Port inspection

By Christine Souza,
Assistant Editor Ag Alert

Reprinted with permission from the California Farm Bureau Federation

More agricultural inspectors would be hired at U.S. ports of entry to ensure safe, secure trade and prevent entry of pests and diseases, under federal legislation passed by Congress.

President Trump is expected to sign the bill, which intends to address a shortage of U.S. Customs and Border Protection agricultural inspectors. The officers inspect passengers, commercial vessels, trucks, aircraft and railcars at ports of entry to intercept pest and disease threats before they have a chance to harm U.S. agriculture.

The Protecting America’s Food and Agriculture Act, which passed last week, authorizes $221 million over three years for CBP to hire 720 new employees. This would include 240 additional agriculture specialists and 200 new agricultural technicians each fiscal year for three years. The funding also includes an annual increase of 20 new canine teams, which detect illicit fruits, vegetables and animal products that might otherwise be missed in initial inspections.

Sara Neagu-Reed, associate director of federal policy for the California Farm Bureau Federation, said the bill would help address inadequate staffing of border areas and ensure additional inspections.

“We’ve always had a lack of staffing at these ports of entry,” Neagu-Reed said, “which means there is a higher probability that cargo shipments and product brought in by travelers could fall through the cracks, allowing invasive pests to come through, such as what happened with the European grapevine moth and the light brown apple moth.”

CFBF joined dozens of organizations that urged Congress to pass the bill.

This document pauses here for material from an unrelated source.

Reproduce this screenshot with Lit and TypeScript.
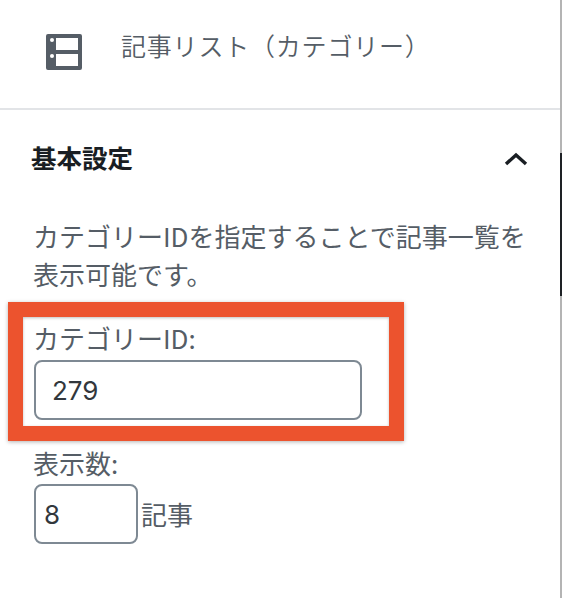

In a letter, the groups said foreign pests and diseases “cost the American economy tens of billions of dollars annually.” The letter said CBP agricultural specialists “play a vital role in both trade and travel safety and prevent the introduction of harmful foreign animal diseases and exotic plant pests into the U.S.”

The California Department of Food and Agriculture monitors the domestic movement of people, goods and cargo to prevent introduction of pests and diseases, and works closely with the CBP agricultural specialists, technicians and canine teams that handle international ports of entry.

State Veterinarian Annette Jones, director of the CDFA Animal Health and Food Safety Services Division, said inadvertent or intentional imports of products from countries with highly infectious diseases pose a real threat to California farms and ranches.

“If a virus happens to sneak through and make it to a farm, the animals have no immunity, so it just devastates them,” Jones said.

State and federal inspection agencies watch for animal diseases such as African swine fever, which is spreading through Eastern Europe and some Asian countries.

“(Materials) that were missed coming through the ports is how viruses like that spread, and that’s actually how it has spread in several countries so far, so those inspectors are really important,” Jones said.

Nick Condos, director of the CDFA Plant Health and Pest Prevention Services Division, said CBP inspectors have “a very important mission” in intercepting plant pests such as the Asian gypsy moth.

“They make ships stop at the port and they inspect them for Asian gypsy moth, including inspecting the pallets and the wood packaging material that carry invasive, wood-boring beetles,” Condos said.

He added that fruit flies are a never-ending issue for California.

“We catch fruit flies every year, so that means that they’re getting through. But we have a pest prevention system in California and the first part of the system is to exclude the pests, but when you’re talking about the volume of material coming into our ports, it’s an astronomical workload,” Condos said.

Exotic pests that have not been introduced in the U.S. present additional problems, he said.

“Those (international pests) are in many respects the more critical pests. You need to know what their biology is and what kind of damage they’re actually capable of doing,” Condos said.

Although it has not yet been determined where the newly authorized CBP inspectors might be deployed, given the number of ports of entry in California, Condos said the state could “receive a lion’s share of the newly added CBP personnel” authorized by the legislation.

At the Port of Oakland, Director of Governmental Affairs Matt Davis described the port as “a critical gateway for agricultural goods.”

“We’ll continue to work with our partners at CBP and USDA to ensure that cargo can be processed as quickly as possible if it comes over the dock or via our air cargo operations at the airport,” Davis said.

On a typical day, CBP agricultural inspectors process more than 1 million passengers and 78,000 truck, rail and sea containers, the agency estimated. In 2019, CBP said its agricultural specialists seized a daily average of 4,695 prohibited plants, meats, animal byproducts and soil, and intercepted 314 insect pests a day at U.S. ports of entry.